Shane: I would tell them we have a discipleship crisis in the Church. We have a formation crisis. We are not necessarily creating disciples of Jesus, and we need to be reminded that we are to be known by our love. Some of that is because we have reduced our faith to a set of beliefs. We are told that even if we can move mountains with our faith and yet not have love, we are empty. We can have all knowledge, prophecy, and do miracles, but if we don’t have love, it’s still empty. Apparently, we can do a lot of things without love!

We are not called to make believers; we are called to make disciples. In the final judgment, we aren’t going to be quizzed on a doctrine test. I think most pastors and theologians would love the doctrinal test, but that is not what it’s going to be. It’s going to be Jesus asking us if we visited him in prison; if we welcomed him in when he was a stranger, an immigrant, or a refugee; if we fed him when he was hungry; if we gave him health care when he was sick and in need. So I’m really careful to clarify that I don’t think our works can earn our salvation, but I do believe that our works demonstrate our salvation. And in the end, if our faith is not good news for the poor that are struggling, if it’s not really manifesting concrete acts of compassion and love and justice, then it’s an empty faith. And if we are serious, it’s not just the poor who are struggling because of the way the world is. Things are bad for the poor and also bad for the rich. God came to give us life to the fullest, and a lot of us are settling for something far short of that.

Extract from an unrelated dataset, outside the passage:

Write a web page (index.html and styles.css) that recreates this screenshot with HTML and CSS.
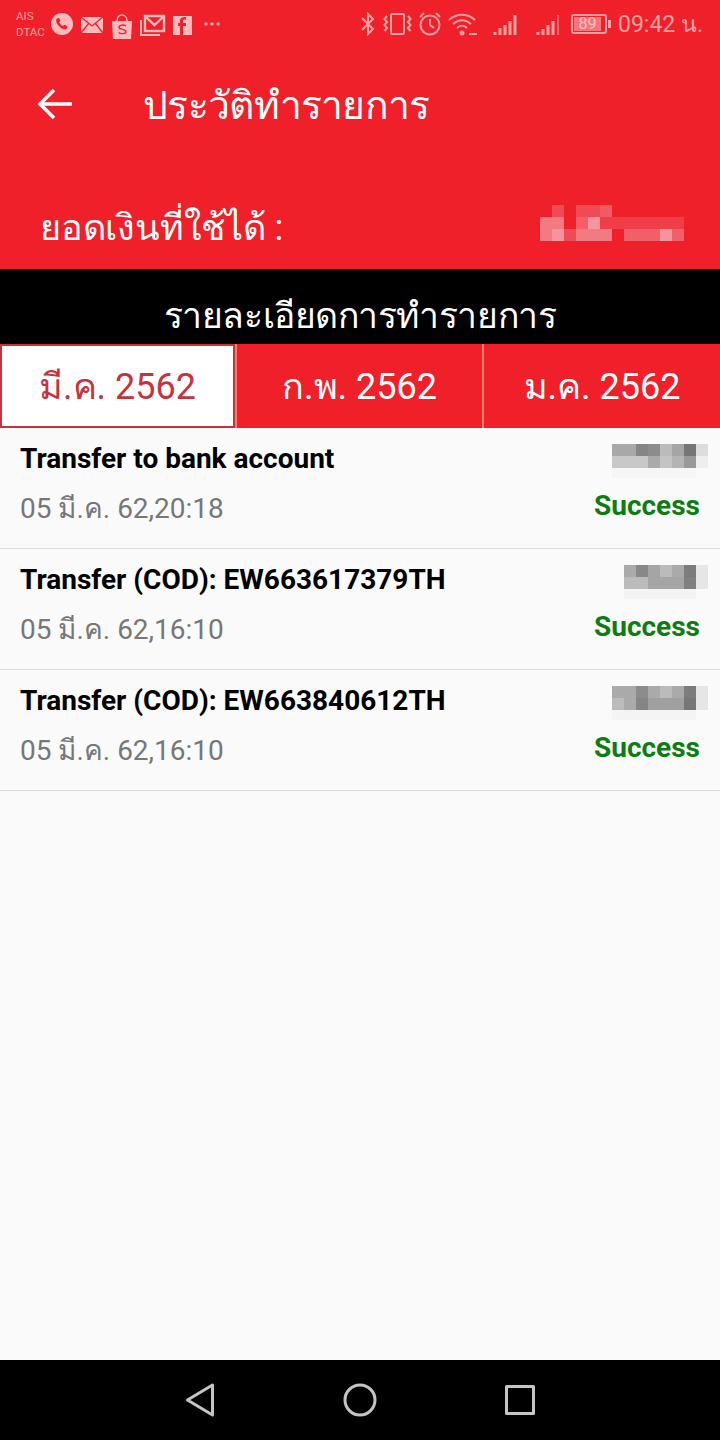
FILE: index.html
```html
<!DOCTYPE html>
<html lang="en">
<head>
    <meta charset="UTF-8">
    <meta name="viewport" content="width=device-width, initial-scale=1.0">
    <title>ประวัติทำรายการ</title>
    <link rel="stylesheet" href="styles.css">
</head>
<body>
<div class="screen">

    <div class="header">
        <div class="status-bar">
            <div class="carriers">AIS<br>DTAC</div>
            <svg width="180" height="30" viewBox="0 0 180 30">
                <circle cx="14" cy="15" r="11" fill="#fbb"/>
                <path d="M8.500 10c1-1.500 2.500-1.500 3.200 0l.7 2-1.200 1.300c.8 1.800 2.100 3.100 3.800 3.800l1.400-1.300 2 .9c1.400.7 1.300 2.100 0 3.200-4 2.100-12-5.800-9.900-9.900z" fill="#ef2029"/>
                <rect x="33" y="8" width="22" height="16" fill="#fbb"/>
                <path d="M33 8l11 9 11-9M33 24l8-10M55 24l-8-10" fill="none" stroke="#ef2029" stroke-width="1.300"/>
                <path d="M64 12h20l-1 19h-18z" fill="#fbb"/>
                <path d="M69 12c0-8 10-8 10 0" fill="none" stroke="#fbb" stroke-width="1.500"/>
                <path d="M78 17c-2-1.500-7-1.200-7 1.200 0 2.800 7 1.500 7 4.300 0 2.500-5 2.700-7.500 1" fill="none" stroke="#ef2029" stroke-width="1.400"/>
                <rect x="97" y="7" width="19" height="15" fill="none" stroke="#fbb" stroke-width="2.400"/>
                <path d="M98 8l8.500 8 8.500-8" fill="none" stroke="#fbb" stroke-width="2.400"/>
                <path d="M93 11v15h19" fill="none" stroke="#fbb" stroke-width="2"/>
                <rect x="125" y="7" width="19" height="19" fill="#fbb"/>
                <path d="M135 26v-9h3v-3h-3v-2c0-1 .5-1.500 3-1.500v-2.500c-4 0-6 1-6 4v2h-2v3h2v9z" fill="#ef2029"/>
                <circle cx="158" cy="15" r="1.800" fill="#f9a0a0"/>
                <circle cx="164" cy="15" r="1.800" fill="#f9a0a0"/>
                <circle cx="170" cy="15" r="1.800" fill="#f9a0a0"/>
            </svg>
            <div class="status-right">
                <svg width="208" height="30" viewBox="0 0 208 30" fill="none" stroke="#f9a0a0" stroke-width="2">
                    <path d="M3 9l11 11-5 5V5l5 5L3 21"/>
                    <rect x="32" y="5" width="13" height="20" rx="1"/>
                    <path d="M28 7l-2.500 3 2.500 3-2.500 3 2.500 3-2.500 3M49 7l2.500 3-2.500 3 2.500 3-2.500 3 2.500 3"/>
                    <circle cx="71" cy="16" r="9.500"/>
                    <path d="M71 10v6l4 3M61 8l4-4M81 8l-4-4"/>
                    <path d="M90 11c8-7 18-7 26 0M94 15c6-5 12-5 18 0M98 19c3-3 7-3 10 0"/>
                    <circle cx="103" cy="24" r="1.500" fill="#f9a0a0"/>
                    <path d="M110 25h8"/>
                    <path d="M136 26v-3M141 26v-7M146 26v-10M151 26v-14M156 26V6" stroke-width="3"/>
                    <path d="M179 26v-3M184 26v-6M189 26v-10M194 26v-14" stroke-width="3"/>
                    <path d="M199 26V6" stroke-width="1.500" stroke="#f77"/>
                </svg>
                <div class="battery"><span class="battery-fill">89</span></div>
                <span class="battery-nub"></span>
                <span class="clock">09:42 น.</span>
            </div>
        </div>

        <div class="toolbar">
            <svg class="back" width="36" height="32" viewBox="0 0 36 32" fill="none" stroke="#fff" stroke-width="3.500">
                <path d="M35 16H4M17 2L3 16l14 14"/>
            </svg>
            <h1 class="title">ประวัติทำรายการ</h1>
        </div>

        <div class="balance">
            <span class="balance-label">ยอดเงินที่ใช้ได้ :</span>
            <svg class="mosaic" width="144" height="36" viewBox="0 0 12 3">
                <rect x="1" width="1" height="1" fill="#f04a54"/>
                <rect x="3" width="2" height="1" fill="#f04a54"/>
                <rect x="5" width="1" height="1" fill="#f05a64"/>
                <rect y="1" width="2" height="1" fill="#f27a82"/>
                <rect x="3" y="1" width="1" height="1" fill="#f16068"/>
                <rect x="4" y="1" width="1" height="1" fill="#f5949c"/>
                <rect x="5" y="1" width="7" height="1" fill="#f03e48"/>
                <rect y="2" width="1" height="1" fill="#f27a82"/>
                <rect x="1" y="2" width="1" height="1" fill="#f5949c"/>
                <rect x="2" y="2" width="1" height="1" fill="#f04a54"/>
                <rect x="3" y="2" width="3" height="1" fill="#f27a82"/>
                <rect x="7" y="2" width="3" height="1" fill="#f16068"/>
                <rect x="10" y="2" width="1" height="1" fill="#f5949c"/>
                <rect x="11" y="2" width="1" height="1" fill="#f16068"/>
            </svg>
        </div>
    </div>

    <div class="section-title">รายละเอียดการทำรายการ</div>

    <div class="tabs">
        <div class="tab tab-active">มี.ค. 2562</div>
        <div class="tab tab-mid">ก.พ. 2562</div>
        <div class="tab tab-last">ม.ค. 2562</div>
    </div>

    <div class="list">
        <div class="row">
            <div>
                <div class="row-title">Transfer to bank account</div>
                <div class="row-date">05 มี.ค. 62,20:18</div>
            </div>
            <div class="row-side">
                <svg class="mosaic" width="96" height="34" viewBox="0 0 96 34">
                    <rect width="24" height="12" fill="#a8a8a8"/>
                    <rect x="24" width="12" height="12" fill="#858585"/>
                    <rect x="36" width="12" height="12" fill="#8c8c8c"/>
                    <rect x="48" width="12" height="12" fill="#bbb"/>
                    <rect x="60" width="12" height="12" fill="#a5a5a5"/>
                    <rect x="72" width="12" height="12" fill="#757575"/>
                    <rect x="84" width="12" height="12" fill="#ddd"/>
                    <rect y="12" width="36" height="12" fill="#c8c8c8"/>
                    <rect x="36" y="12" width="12" height="12" fill="#aaa"/>
                    <rect x="48" y="12" width="12" height="12" fill="#c4c4c4"/>
                    <rect x="60" y="12" width="12" height="12" fill="#b4b4b4"/>
                    <rect x="72" y="12" width="12" height="12" fill="#999"/>
                    <rect x="84" y="12" width="12" height="12" fill="#eee"/>
                    <rect y="24" width="84" height="10" fill="#f6f6f6"/>
                </svg>
                <span class="row-status">Success</span>
            </div>
        </div>
        <div class="row">
            <div>
                <div class="row-title">Transfer (COD): EW663617379TH</div>
                <div class="row-date">05 มี.ค. 62,16:10</div>
            </div>
            <div class="row-side">
                <svg class="mosaic" width="84" height="34" viewBox="0 0 84 34">
                    <rect width="12" height="12" fill="#aaa"/>
                    <rect x="12" width="12" height="12" fill="#888"/>
                    <rect x="24" width="12" height="12" fill="#a5a5a5"/>
                    <rect x="36" width="12" height="12" fill="#bbb"/>
                    <rect x="48" width="12" height="12" fill="#aaa"/>
                    <rect x="60" width="12" height="12" fill="#7c7c7c"/>
                    <rect x="72" width="12" height="12" fill="#e6e6e6"/>
                    <rect y="12" width="24" height="12" fill="#bbb"/>
                    <rect x="24" y="12" width="36" height="12" fill="#a5a5a5"/>
                    <rect x="60" y="12" width="12" height="12" fill="#808080"/>
                    <rect x="72" y="12" width="12" height="12" fill="#e6e6e6"/>
                    <rect y="24" width="72" height="10" fill="#f4f4f4"/>
                </svg>
                <span class="row-status">Success</span>
            </div>
        </div>
        <div class="row">
            <div>
                <div class="row-title">Transfer (COD): EW663840612TH</div>
                <div class="row-date">05 มี.ค. 62,16:10</div>
            </div>
            <div class="row-side">
                <svg class="mosaic" width="96" height="34" viewBox="0 0 96 34">
                    <rect width="24" height="12" fill="#aaa"/>
                    <rect x="24" width="12" height="12" fill="#8c8c8c"/>
                    <rect x="36" width="12" height="12" fill="#aaa"/>
                    <rect x="48" width="12" height="12" fill="#bbb"/>
                    <rect x="60" width="12" height="12" fill="#aaa"/>
                    <rect x="72" width="12" height="12" fill="#7c7c7c"/>
                    <rect x="84" width="12" height="12" fill="#e6e6e6"/>
                    <rect y="12" width="12" height="12" fill="#bbb"/>
                    <rect x="12" y="12" width="12" height="12" fill="#aaa"/>
                    <rect x="24" y="12" width="12" height="12" fill="#858585"/>
                    <rect x="36" y="12" width="36" height="12" fill="#a0a0a0"/>
                    <rect x="72" y="12" width="12" height="12" fill="#777"/>
                    <rect x="84" y="12" width="12" height="12" fill="#e6e6e6"/>
                    <rect y="24" width="84" height="10" fill="#f4f4f4"/>
                </svg>
                <span class="row-status">Success</span>
            </div>
        </div>
    </div>

    <div class="nav-bar">
        <svg width="34" height="36" viewBox="0 0 34 36" fill="none" stroke="#c4c4c4" stroke-width="3" stroke-linejoin="round">
            <path d="M29.500 3v30L4.500 18z"/>
        </svg>
        <svg width="34" height="34" viewBox="0 0 34 34" fill="none" stroke="#c4c4c4" stroke-width="3">
            <circle cx="17" cy="17" r="15"/>
        </svg>
        <svg width="32" height="32" viewBox="0 0 32 32" fill="none" stroke="#c4c4c4" stroke-width="3" stroke-linejoin="round">
            <rect x="3.500" y="2.500" width="27" height="27"/>
        </svg>
    </div>

</div>
</body>
</html>
```

FILE: styles.css
```css
* {
    box-sizing: border-box;
}
body {
    margin: 0;
    font-family: Roboto, "Noto Sans", sans-serif;
}
.screen {
    width: 720px;
    height: 1440px;
    display: flex;
    flex-direction: column;
    background-color: #fafafa;
    overflow: hidden;
}
.header {
    height: 269px;
    background-color: #ef2029;
    color: #fff;
}
.status-bar {
    height: 48px;
    display: flex;
    align-items: center;
    padding-left: 16px;
    color: #f9a0a0;
}
.carriers {
    width: 32px;
    font-size: 11.500px;
    line-height: 16px;
}
.status-right {
    margin-left: auto;
    display: flex;
    align-items: center;
    padding-right: 17px;
}
.battery {
    width: 36px;
    height: 20px;
    margin-left: 4px;
    padding: 1px;
    border: 2px solid #f9a0a0;
    border-radius: 3px;
}
.battery-fill {
    display: block;
    width: 27px;
    height: 14px;
    background-color: #f9737b;
    color: #fbc4c4;
    font-size: 16px;
    line-height: 14px;
    text-align: center;
}
.battery-nub {
    width: 3px;
    height: 8px;
    margin-left: 1px;
    background-color: #f9a0a0;
}
.clock {
    margin-left: 7px;
    font-size: 23px;
}
.toolbar {
    height: 114px;
    display: flex;
    align-items: center;
    padding-left: 37px;
}
.title {
    margin: 0 0 0 70px;
    font-size: 39px;
    font-weight: 400;
    letter-spacing: -0.7px;
}
.back {
    margin-top: -2px;
}
.balance {
    height: 107px;
    display: flex;
    justify-content: space-between;
    align-items: flex-start;
    padding: 43px 36px 0 40px;
}
.balance-label {
    margin-top: 3px;
    font-size: 36px;
    line-height: 40px;
    letter-spacing: -0.2px;
}
.section-title {
    height: 75px;
    background-color: #000;
    color: #fff;
    font-size: 35.500px;
    line-height: 94px;
    letter-spacing: -0.45px;
    text-align: center;
    overflow: hidden;
}
.tabs {
    height: 84px;
    display: flex;
    background-color: #ef2029;
    color: #fff;
    font-size: 36px;
}
.tab {
    display: flex;
    align-items: center;
    justify-content: center;
}
.tab-active {
    width: 235px;
    background-color: #fff;
    border: 2px solid #c8323a;
    color: #c8323a;
}
.tab-mid {
    width: 249px;
    border-right: 2px solid #f4806a;
    border-left: 2px solid #f4806a;
}
.tab-last {
    flex: 1;
}
.list {
    flex: 1;
}
.row {
    height: 121px;
    display: flex;
    justify-content: space-between;
    padding: 9px 20px 0;
    border-bottom: 1px solid #ddd;
}
.row-title {
    font-size: 28px;
    font-weight: 700;
    line-height: 44px;
    color: #000;
}
.row-date {
    margin-top: 6px;
    font-size: 28px;
    line-height: 44px;
    color: #777;
}
.row-side {
    display: flex;
    flex-direction: column;
    align-items: flex-end;
}
.mosaic {
    display: block;
    flex: none;
}
.row-side .mosaic {
    margin-top: 7px;
    margin-right: -8px;
}
.row-status {
    margin-top: 8px;
    font-size: 28px;
    font-weight: 700;
    line-height: 40px;
    color: #0d7d12;
}
.nav-bar {
    height: 80px;
    display: flex;
    align-items: center;
    justify-content: space-between;
    padding: 0 185px 0 183px;
    background-color: #000;
}
```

Radix: Thank you so much for all this, and for the enthusiasm and the joy and laughter. This is deeply life-giving.

Shane: I love that old song, “This joy that I have, the world didn’t give it to me.” Yeah, the world didn’t give it, and the world can’t take it away. You know, this joy is a fruit of the Spirit. It’s also an endangered thing. In many social justice circles where we deal with serious things, we can lose our joy, and that goes for liberals or conservatives. So we have got to keep that joy alive. I like that old Emma Goldman quote: “If I can’t dance, it’s not my revolution.” Amen!